◆ What is asked: Copy out all lines that hold "index".

◆ Material:
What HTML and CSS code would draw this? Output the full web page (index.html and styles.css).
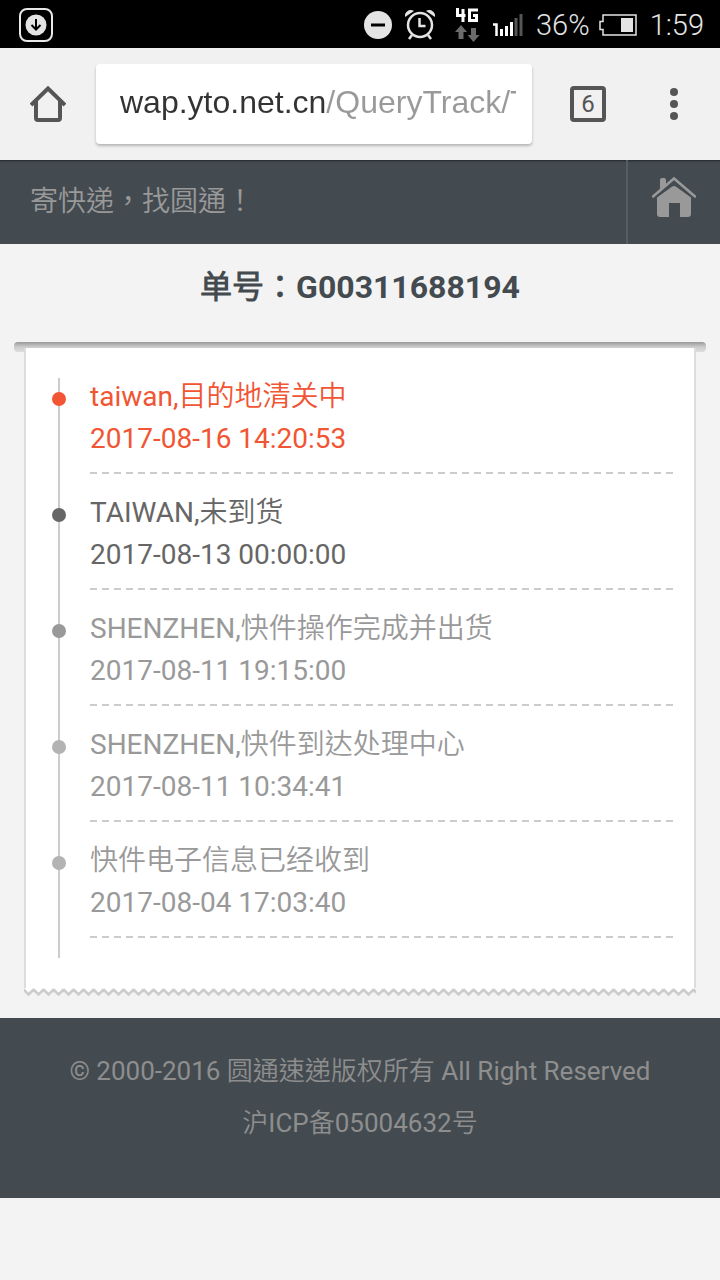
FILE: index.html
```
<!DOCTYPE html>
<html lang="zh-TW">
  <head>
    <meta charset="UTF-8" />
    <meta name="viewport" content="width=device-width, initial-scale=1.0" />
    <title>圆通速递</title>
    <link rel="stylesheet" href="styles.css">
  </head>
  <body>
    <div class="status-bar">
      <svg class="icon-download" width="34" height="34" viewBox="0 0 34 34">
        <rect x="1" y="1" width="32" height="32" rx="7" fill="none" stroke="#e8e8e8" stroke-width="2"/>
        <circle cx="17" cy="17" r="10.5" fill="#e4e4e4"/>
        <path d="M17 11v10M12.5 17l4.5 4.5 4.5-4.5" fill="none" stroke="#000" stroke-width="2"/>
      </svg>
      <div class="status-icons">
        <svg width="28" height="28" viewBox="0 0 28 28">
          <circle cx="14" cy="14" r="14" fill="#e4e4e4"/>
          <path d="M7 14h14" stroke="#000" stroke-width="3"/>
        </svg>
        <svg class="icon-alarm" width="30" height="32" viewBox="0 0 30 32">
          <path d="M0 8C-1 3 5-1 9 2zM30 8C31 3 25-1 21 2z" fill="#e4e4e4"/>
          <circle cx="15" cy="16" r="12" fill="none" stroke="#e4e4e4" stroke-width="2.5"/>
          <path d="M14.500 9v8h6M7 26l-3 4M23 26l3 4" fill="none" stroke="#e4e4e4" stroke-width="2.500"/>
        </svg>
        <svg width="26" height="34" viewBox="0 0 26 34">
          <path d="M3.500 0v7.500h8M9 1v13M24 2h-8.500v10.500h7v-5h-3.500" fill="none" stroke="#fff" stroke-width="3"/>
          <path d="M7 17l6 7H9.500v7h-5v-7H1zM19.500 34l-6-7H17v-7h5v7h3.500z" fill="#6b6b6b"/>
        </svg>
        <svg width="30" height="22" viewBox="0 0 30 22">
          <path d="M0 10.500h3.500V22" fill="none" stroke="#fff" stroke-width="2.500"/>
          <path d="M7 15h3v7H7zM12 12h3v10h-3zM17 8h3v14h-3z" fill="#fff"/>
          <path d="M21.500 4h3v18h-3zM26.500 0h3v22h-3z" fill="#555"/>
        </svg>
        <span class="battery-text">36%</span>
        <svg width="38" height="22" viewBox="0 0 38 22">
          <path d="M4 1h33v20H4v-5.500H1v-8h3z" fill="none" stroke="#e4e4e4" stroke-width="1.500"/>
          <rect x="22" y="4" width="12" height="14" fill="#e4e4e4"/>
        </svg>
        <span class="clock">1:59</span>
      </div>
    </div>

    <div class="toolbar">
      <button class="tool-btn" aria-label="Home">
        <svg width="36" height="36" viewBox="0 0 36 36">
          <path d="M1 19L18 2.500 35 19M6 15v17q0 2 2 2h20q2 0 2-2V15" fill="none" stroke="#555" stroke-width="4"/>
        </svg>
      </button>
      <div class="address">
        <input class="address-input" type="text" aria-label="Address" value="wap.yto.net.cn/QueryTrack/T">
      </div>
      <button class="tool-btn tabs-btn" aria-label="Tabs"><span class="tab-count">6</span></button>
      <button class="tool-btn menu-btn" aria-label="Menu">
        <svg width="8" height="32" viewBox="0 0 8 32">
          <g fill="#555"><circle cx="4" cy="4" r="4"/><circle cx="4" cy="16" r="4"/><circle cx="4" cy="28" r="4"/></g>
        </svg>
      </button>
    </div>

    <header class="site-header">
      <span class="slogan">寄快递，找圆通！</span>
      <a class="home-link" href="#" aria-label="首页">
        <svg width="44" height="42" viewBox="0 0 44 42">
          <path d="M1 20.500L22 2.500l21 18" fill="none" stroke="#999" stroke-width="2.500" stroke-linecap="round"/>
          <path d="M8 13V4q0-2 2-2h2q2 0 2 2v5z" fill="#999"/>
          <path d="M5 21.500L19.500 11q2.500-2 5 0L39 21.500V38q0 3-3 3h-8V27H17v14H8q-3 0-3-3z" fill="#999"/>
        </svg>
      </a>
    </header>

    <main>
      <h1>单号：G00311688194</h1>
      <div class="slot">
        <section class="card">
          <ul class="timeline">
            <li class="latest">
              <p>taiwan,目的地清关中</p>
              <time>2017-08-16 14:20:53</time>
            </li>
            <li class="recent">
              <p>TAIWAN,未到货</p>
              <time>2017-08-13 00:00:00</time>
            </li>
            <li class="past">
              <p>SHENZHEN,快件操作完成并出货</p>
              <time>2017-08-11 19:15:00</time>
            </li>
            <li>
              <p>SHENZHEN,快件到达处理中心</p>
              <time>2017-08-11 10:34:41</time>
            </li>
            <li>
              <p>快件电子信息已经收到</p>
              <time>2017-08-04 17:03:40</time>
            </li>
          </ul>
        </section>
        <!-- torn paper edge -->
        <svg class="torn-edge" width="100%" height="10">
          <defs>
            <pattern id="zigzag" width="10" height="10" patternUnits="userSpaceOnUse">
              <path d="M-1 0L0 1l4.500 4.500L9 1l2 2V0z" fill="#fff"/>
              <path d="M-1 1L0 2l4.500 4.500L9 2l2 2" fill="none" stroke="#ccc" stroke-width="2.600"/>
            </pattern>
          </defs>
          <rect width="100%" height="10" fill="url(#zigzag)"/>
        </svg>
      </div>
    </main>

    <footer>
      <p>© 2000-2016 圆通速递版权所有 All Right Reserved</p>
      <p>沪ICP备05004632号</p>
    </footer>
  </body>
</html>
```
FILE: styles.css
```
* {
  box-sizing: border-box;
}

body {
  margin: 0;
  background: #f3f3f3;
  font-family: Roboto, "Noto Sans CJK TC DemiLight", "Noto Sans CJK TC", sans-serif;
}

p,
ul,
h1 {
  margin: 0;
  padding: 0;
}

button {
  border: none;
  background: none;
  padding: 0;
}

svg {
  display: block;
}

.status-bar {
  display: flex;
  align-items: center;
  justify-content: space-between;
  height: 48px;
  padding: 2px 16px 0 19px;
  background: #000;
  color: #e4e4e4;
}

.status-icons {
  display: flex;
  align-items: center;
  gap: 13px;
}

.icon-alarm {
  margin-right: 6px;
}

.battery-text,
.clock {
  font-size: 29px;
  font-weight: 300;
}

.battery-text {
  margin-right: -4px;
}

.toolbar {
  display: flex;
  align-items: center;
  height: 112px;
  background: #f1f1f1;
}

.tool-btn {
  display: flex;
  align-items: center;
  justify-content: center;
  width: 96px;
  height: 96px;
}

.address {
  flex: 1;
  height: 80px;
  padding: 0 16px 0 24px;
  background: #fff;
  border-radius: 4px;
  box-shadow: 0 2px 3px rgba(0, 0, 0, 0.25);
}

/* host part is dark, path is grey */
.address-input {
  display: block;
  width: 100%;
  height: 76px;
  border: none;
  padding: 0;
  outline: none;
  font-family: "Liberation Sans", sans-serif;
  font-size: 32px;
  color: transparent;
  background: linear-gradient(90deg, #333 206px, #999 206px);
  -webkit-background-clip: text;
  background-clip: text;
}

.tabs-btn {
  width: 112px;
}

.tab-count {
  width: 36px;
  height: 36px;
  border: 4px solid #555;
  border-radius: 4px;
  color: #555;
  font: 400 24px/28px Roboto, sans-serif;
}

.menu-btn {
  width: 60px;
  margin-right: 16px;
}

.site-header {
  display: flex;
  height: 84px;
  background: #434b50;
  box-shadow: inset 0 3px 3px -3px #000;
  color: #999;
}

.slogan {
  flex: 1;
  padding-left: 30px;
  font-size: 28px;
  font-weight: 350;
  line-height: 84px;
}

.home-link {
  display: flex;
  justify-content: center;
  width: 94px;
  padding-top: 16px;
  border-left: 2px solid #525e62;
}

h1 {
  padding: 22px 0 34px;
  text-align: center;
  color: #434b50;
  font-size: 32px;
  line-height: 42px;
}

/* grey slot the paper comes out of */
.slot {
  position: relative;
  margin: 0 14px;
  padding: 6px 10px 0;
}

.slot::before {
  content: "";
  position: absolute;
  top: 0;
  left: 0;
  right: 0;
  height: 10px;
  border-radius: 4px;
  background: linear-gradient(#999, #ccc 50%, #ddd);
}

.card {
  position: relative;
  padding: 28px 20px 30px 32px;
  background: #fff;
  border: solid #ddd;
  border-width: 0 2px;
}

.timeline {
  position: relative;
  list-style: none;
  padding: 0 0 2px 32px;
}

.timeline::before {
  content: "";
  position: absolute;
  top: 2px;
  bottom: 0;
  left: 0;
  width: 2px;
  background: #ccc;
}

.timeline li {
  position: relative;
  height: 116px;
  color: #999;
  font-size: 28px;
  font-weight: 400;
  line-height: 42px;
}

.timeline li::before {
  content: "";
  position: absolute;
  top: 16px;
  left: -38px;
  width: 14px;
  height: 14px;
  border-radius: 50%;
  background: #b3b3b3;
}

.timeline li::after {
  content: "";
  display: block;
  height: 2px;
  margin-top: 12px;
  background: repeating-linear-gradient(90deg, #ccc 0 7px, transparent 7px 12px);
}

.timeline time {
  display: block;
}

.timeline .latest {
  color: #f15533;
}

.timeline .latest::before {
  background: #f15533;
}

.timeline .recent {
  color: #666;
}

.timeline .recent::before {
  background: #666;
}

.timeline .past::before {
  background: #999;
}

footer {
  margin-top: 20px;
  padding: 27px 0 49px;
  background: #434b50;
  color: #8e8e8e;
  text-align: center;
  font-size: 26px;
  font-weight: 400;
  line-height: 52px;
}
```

◆ Response for this exercise:
What HTML and CSS code would draw this? Output the full web page (index.html and styles.css).
FILE: index.html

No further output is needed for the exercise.